Joshua Gizelt (swashbuckler332) wrote,
Joshua Gizelt
swashbuckler332

Trifecta

The Bourne Supremacy, Paul Greengrass' follow-up to Doug Liman's The Bourne Identity, was an interesting sequel, taking the concept from the first film and ratcheting up the tension through the use of hand-held cameras and edgy editing (Oliver Wood shot all three films). The action sequences, while visually confusing, managed to be more appropriate than the analogous sequences in, say, a Michael Bay film, because they are stylistically tied into the way the rest of the film was shot. It was also notable for how it built on the previous film, following and deepening the fates of the established (surviving) characters from the first film.


The Bourne Ultimatum picks up immediately where Supremacy left off in more ways than one. Barely wasting any time establishing what's going on (if you haven't seen the first two films, you'll be completely lost), the film plunges the viewer directly into the blindingly paced endgame of the series, and yet, despite the breakneck pace, every very story element is kept in focus, preventing the film from becoming at all confusing or bogged down by distractions. This is particularly astounding given Matt Damon's reports that the screenplay by Tony Gilroy, Scott Z. Burns and George Nolfi was being rewritten each day.

Perhaps the level of uncertainty the actors had with regards to what they were going to do from day to day worked in the film's favor; just about every character is being pushed to extremes in the story for their own reasons, and the cast - especially Damon - sells that. David Strathairn is particularly good in his role as a desperate project leader who knows he's an errand boy with an important job. The action and chase scenes are created without any CGI and they have a feeling of brutal honesty about them, which makes Bourne's calculating approach even more effective. John Powell's throbbing score follows in the tradition of the previous two; while this is not my favorite genre, his work here is very effective.
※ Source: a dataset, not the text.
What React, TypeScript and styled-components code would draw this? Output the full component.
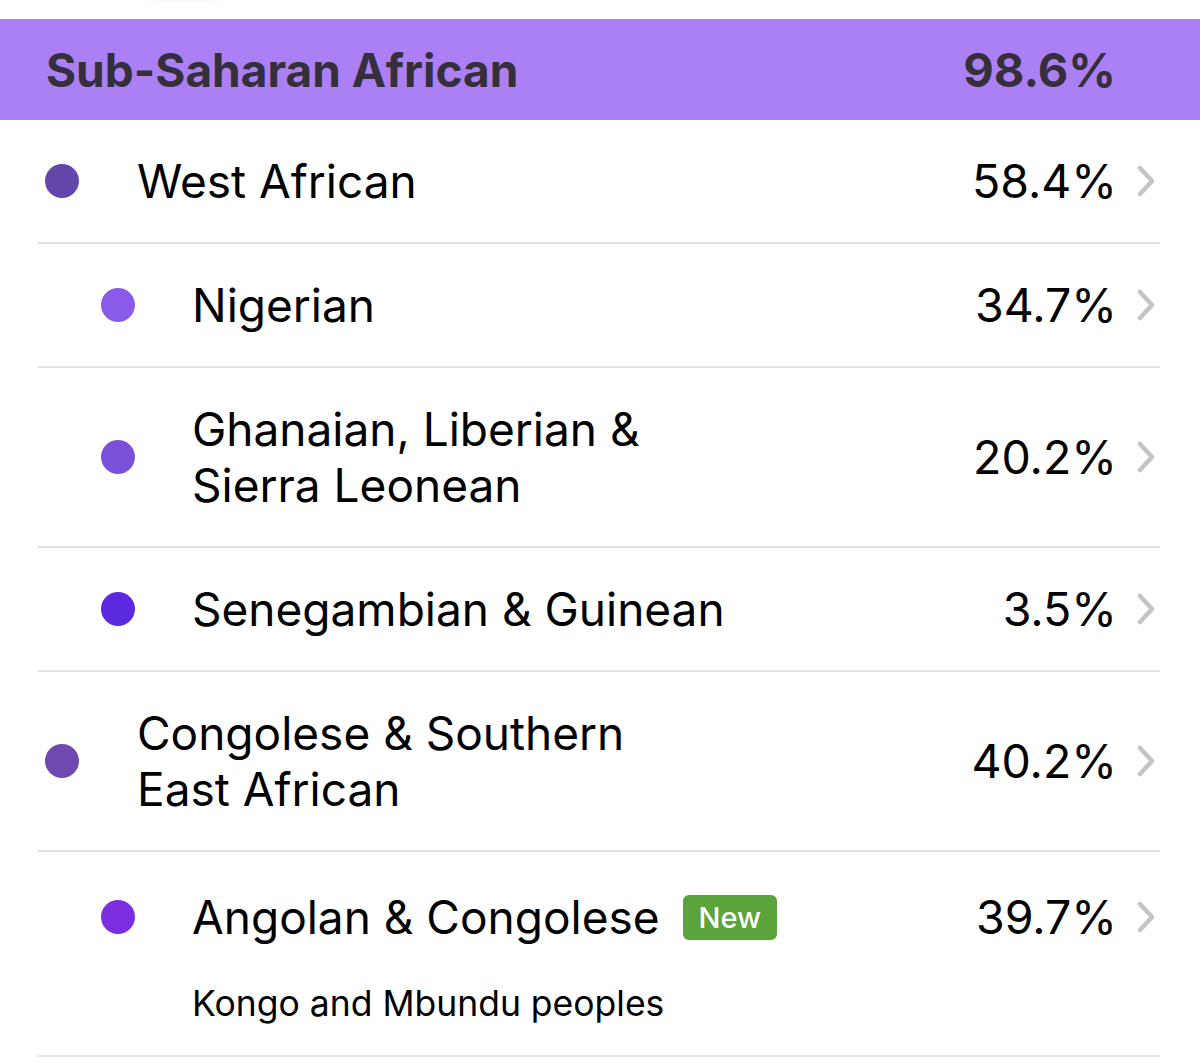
import React from "react";
import styled, { createGlobalStyle } from "styled-components";

interface IAncestry {
  name: string;
  percent: string;
  level: 0 | 1;
  color: string;
  isNew?: boolean;
  note?: string;
}

const rows: IAncestry[] = [
  { name: "West African", percent: "58.4%", level: 0, color: "#6346a9" },
  { name: "Nigerian", percent: "34.7%", level: 1, color: "#8a5ae8" },
  { name: "Ghanaian, Liberian & Sierra Leonean", percent: "20.2%", level: 1, color: "#7a50d9" },
  { name: "Senegambian & Guinean", percent: "3.5%", level: 1, color: "#5a29e0" },
  { name: "Congolese & Southern East African", percent: "40.2%", level: 0, color: "#7049b0" },
  {
    name: "Angolan & Congolese",
    percent: "39.7%",
    level: 1,
    color: "#7b2fe0",
    isNew: true,
    note: "Kongo and Mbundu peoples",
  },
];

function Chevron() {
  return (
    <ChevronIcon width="18" height="32" viewBox="0 0 18 32" aria-hidden>
      <path
        d="M3 3 L15 16 L3 29"
        fill="none"
        stroke="#c5c5c8"
        strokeWidth="4.5"
        strokeLinecap="round"
        strokeLinejoin="round"
      />
    </ChevronIcon>
  );
}

function AncestryRow({ name, percent, level, color, isNew, note }: IAncestry) {
  return (
    <Row $withNote={!!note}>
      <MainLine>
        <Dot $level={level} $color={color} />
        <Name>{name}</Name>
        {isNew && <Badge>New</Badge>}
        <Percent>{percent}</Percent>
        <Chevron />
      </MainLine>
      {note && <Note $level={level}>{note}</Note>}
    </Row>
  );
}

export default function App() {
  return (
    <>
      <GlobalStyle />
      <Page>
        <TopStrip>
          <Shade />
        </TopStrip>
        <RegionHeader>
          <RegionTitle>Sub-Saharan African</RegionTitle>
          <RegionPercent>98.6%</RegionPercent>
        </RegionHeader>
        <List>
          {rows.map((r) => (
            <AncestryRow key={r.name} {...r} />
          ))}
        </List>
      </Page>
    </>
  );
}

const GlobalStyle = createGlobalStyle`
  html, body {
    margin: 0;
    padding: 0;
    background: #ffffff;
  }
  body {
    font-family: Inter, "Noto Sans", "Liberation Sans", sans-serif;
    color: #000000;
    -webkit-font-smoothing: antialiased;
  }
`;

const Page = styled.div`
  width: 1200px;
  height: 1063px;
  overflow: hidden;
  background: #ffffff;
`;

const TopStrip = styled.div`
  height: 19px;
  position: relative;
  overflow: hidden;
`;

const Shade = styled.div`
  position: absolute;
  left: 110px;
  top: -30px;
  width: 150px;
  height: 36px;
  border-radius: 50%;
  background: radial-gradient(ellipse at center, rgba(0, 0, 0, 0.08), rgba(0, 0, 0, 0) 70%);
`;

const RegionHeader = styled.div`
  height: 101px;
  background: #ab80f5;
  display: flex;
  align-items: center;
  justify-content: space-between;
  padding: 0 84px 0 46px;
  box-sizing: border-box;
  color: #342f3b;
`;

const RegionTitle = styled.div`
  font-size: 46px;
  font-weight: 700;
`;

const RegionPercent = styled.div`
  font-size: 47px;
  font-weight: 700;
`;

const List = styled.div`
  padding: 0 40px 0 38px;
`;

const Row = styled.div<{ $withNote: boolean }>`
  display: flex;
  flex-direction: column;
  padding: ${({ $withNote }) => ($withNote ? "37px 5px 31px 0" : "33px 5px 33px 0")};
  border-bottom: 2px solid #e2e2e6;
`;

const MainLine = styled.div`
  display: flex;
  align-items: center;
`;

const Dot = styled.span<{ $level: number; $color: string }>`
  flex: none;
  width: 34px;
  height: 34px;
  border-radius: 50%;
  background: ${({ $color }) => $color};
  margin-left: ${({ $level }) => ($level === 0 ? 7 : 63)}px;
  margin-right: ${({ $level }) => ($level === 0 ? 58 : 57)}px;
`;

const Name = styled.div`
  font-size: 46px;
  line-height: 56px;
  max-width: 540px;
`;

const Badge = styled.span`
  flex: none;
  margin-left: 23px;
  background: #5ba43b;
  color: #ffffff;
  font-size: 29px;
  font-weight: 500;
  line-height: 45px;
  padding: 0 16px;
  border-radius: 6px;
`;

const Percent = styled.div`
  margin-left: auto;
  font-size: 46.5px;
  line-height: 56px;
`;

const ChevronIcon = styled.svg`
  flex: none;
  margin-left: 20px;
`;

const Note = styled.div<{ $level: number }>`
  margin-top: 39px;
  padding-left: ${({ $level }) => ($level === 0 ? 99 : 154)}px;
  font-size: 35.5px;
  line-height: 40px;
`;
Perhaps the best aspect of the film is that it does what it sets out to without attempting to overwork the concept to make it epic, as so many of this recent spate of trilogy-cappers have done. This is an edgy espionage thriller, and it is about paranoia, espionage and thrills. It can not be judge solely on its own, but as an element of a trilogy (or series, if they continue with the post-Ludlum Bourne titles), and in that respect, it works as a great conclusion to two very interesting films. For once, a trilogy has not dropped the ball.